Cuba’s government, while condemning mercenarism, has acknowledged it cannot determine how many citizens are fighting “on either side” of the conflict. Its prosecutions show intent to curb the practice, yet transparency remains limited. The U.S., for its part, has used these claims to bolster its long-standing policy of economic pressure. Kyiv Post reported that an October 2 U.S. State Department memo directed American diplomats to oppose the upcoming UN vote lifting the embargo—a move consistent with the Trump administration’s strategy of maximum pressure. According to the paper, the policy is heavily influenced by Secretary of State Marco Rubio, whose base among Cuban-American voters in Florida favors a tough stance toward Havana. In this context, the “Cuban fighters” narrative functions as both propaganda and a political tool, damaging Havana’s credibility abroad while providing Washington with a convenient justification for a policy that has endured for six decades despite global opposition.
With decades of mistrust now threatening cooperation, both Washington and Havana would benefit from an increased capacity for verification and transparency.
Cuba and Russia should invite a UN-mandated investigation, ideally through the Office of the High Commissioner for Human Rights, to examine claims of forced recruitment and human trafficking. Allowing neutral observers to review travel records, contracts, and court files would demonstrate Cub’as sincerity about its “zero-tolerance” stance and clarify whether the networks that exploited Cuban citizens operated independently or under official neglect. Building on the findings reported by Radio Free Europe, Cuba should also form a bilateral task force with Russia to vet job agencies, monitor visas, and guarantee that all overseas employment contracts are translated and voluntary. Such mechanisms would directly prevent the kind of deception that trapped young Cubans like Alex Vega and Andorf Velasquez, who illustrate the human cost of geopolitical hostility—two teenagers deceived by poverty into a war they neither chose nor understood.
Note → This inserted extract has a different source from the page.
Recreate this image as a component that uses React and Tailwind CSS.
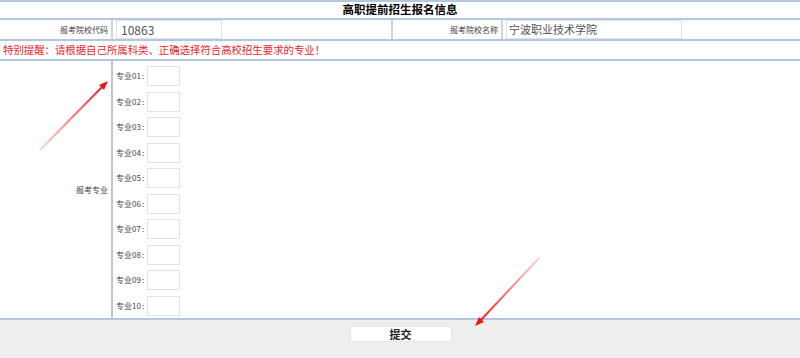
const majors = ['01', '02', '03', '04', '05', '06', '07', '08', '09', '10'];

const font = { fontFamily: '"Noto Sans CJK SC", "Noto Sans", sans-serif' };

export default function App() {
  return (
    <div className="relative w-[800px] h-[358px] bg-white overflow-hidden text-[#333]" style={font}>
      <div className="border-t-2 border-[#b3c7e3]">
        <div className="h-[18px] flex items-center justify-center border-b-2 border-[#b3c7e3] text-[11.5px] font-bold text-black leading-none">
          高职提前招生报名信息
        </div>

        <div className="h-[21px] flex border-b-2 border-[#b3c7e3]">
          <div className="w-[111px] flex items-center justify-end pr-[3px] text-[8px] text-[#444]">报考院校代码</div>
          <div className="w-[280px] border-l-2 border-[#c8d6ea] flex items-center pl-[3px]">
            <div className="w-[106px] h-[19px] border border-[#e2e2e2] flex items-center pl-[4px] text-[12px] text-[#555] leading-none">10863</div>
          </div>
          <div className="w-[110px] border-l-2 border-[#c8d6ea] flex items-center justify-end pr-[3px] text-[8px] text-[#444]">报考院校名称</div>
          <div className="flex-1 border-l-2 border-[#c8d6ea] flex items-center pl-[3px]">
            <div className="w-[176px] h-[19px] border border-[#e2e2e2] flex items-center pl-[2px] text-[11px] text-[#555] leading-none">宁波职业技术学院</div>
          </div>
        </div>

        <div className="h-[20px] flex items-center pl-[3px] border-b-2 border-[#b3c7e3] text-[10.4px] text-[#e8262b] leading-none">
          特别提醒：请根据自己所属科类、正确选择符合高校招生要求的专业！
        </div>

        <div className="h-[259px] flex border-b-2 border-[#b3c7e3]">
          <div className="w-[111px] flex items-center justify-end pr-[3px] text-[8px] text-[#444]">报考专业</div>
          <div className="flex-1 border-l-2 border-[#b3c7e3] flex flex-col gap-[5.5px] pt-[5px] pl-[3px]">
            {majors.map((m) => (
              <div key={m} className="flex items-center h-[20px]">
                <span className="w-[31px] shrink-0 whitespace-nowrap text-[8px] text-[#444] leading-none">
                  专业{m}<span className="ml-[1px]">:</span>
                </span>
                <div className="w-[33px] h-[20px] shrink-0 border border-[#e2e2e2]"></div>
              </div>
            ))}
          </div>
        </div>

        <div className="h-[38px] bg-[#eeeeee] flex items-start justify-center pt-[6px]">
          <button className="w-[102px] h-[16px] bg-white border border-[#e6e6e6] text-[11px] font-bold text-[#222] leading-none ml-[1px]" style={font}>
            提交
          </button>
        </div>
      </div>

      <svg className="absolute inset-0 pointer-events-none" width="800" height="358">
        <defs>
          <linearGradient id="g1" x1="40" y1="150" x2="107" y2="82" gradientUnits="userSpaceOnUse">
            <stop offset="0" stopColor="#ff3030" stopOpacity="0.2" />
            <stop offset="1" stopColor="#e81818" />
          </linearGradient>
          <linearGradient id="g2" x1="540" y1="257" x2="476" y2="325" gradientUnits="userSpaceOnUse">
            <stop offset="0" stopColor="#ff3030" stopOpacity="0.2" />
            <stop offset="1" stopColor="#e81818" />
          </linearGradient>
        </defs>
        <line x1="40" y1="150" x2="103" y2="86" stroke="url(#g1)" strokeWidth="2" />
        <polygon points="108,81 99,85 104,90" fill="#e81818" />
        <line x1="540" y1="257" x2="480" y2="321" stroke="url(#g2)" strokeWidth="2" />
        <polygon points="475,326 479,317 484,322" fill="#e81818" />
      </svg>
    </div>
  );
}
Preventing such exploitation requires not more sanctions or suspicion, but sustained clarity, international oversight, and diplomacy rooted in empathy rather than enmity.
At the same time, the United States must reframe its policy toward Cuba around humanitarian cooperation rather than punitive isolation. After six decades, the embargo has failed to achieve its aims, instead worsening living conditions for ordinary Cubans. A gradual easing of sanctions tied to verifiable anti-trafficking and transparency benchmarks would reward progress instead of perpetuating poverty.
The controversy exposes a deeper flaw in modern diplomacy: nations are quick to trade blame but slow to protect people. When economic coercion meets exploitation, truth itself becomes collateral damage. Building peace will mean rejecting that cycle and choosing transparency and empathy over propaganda and power politics, before another generation is lost to someone else’s war.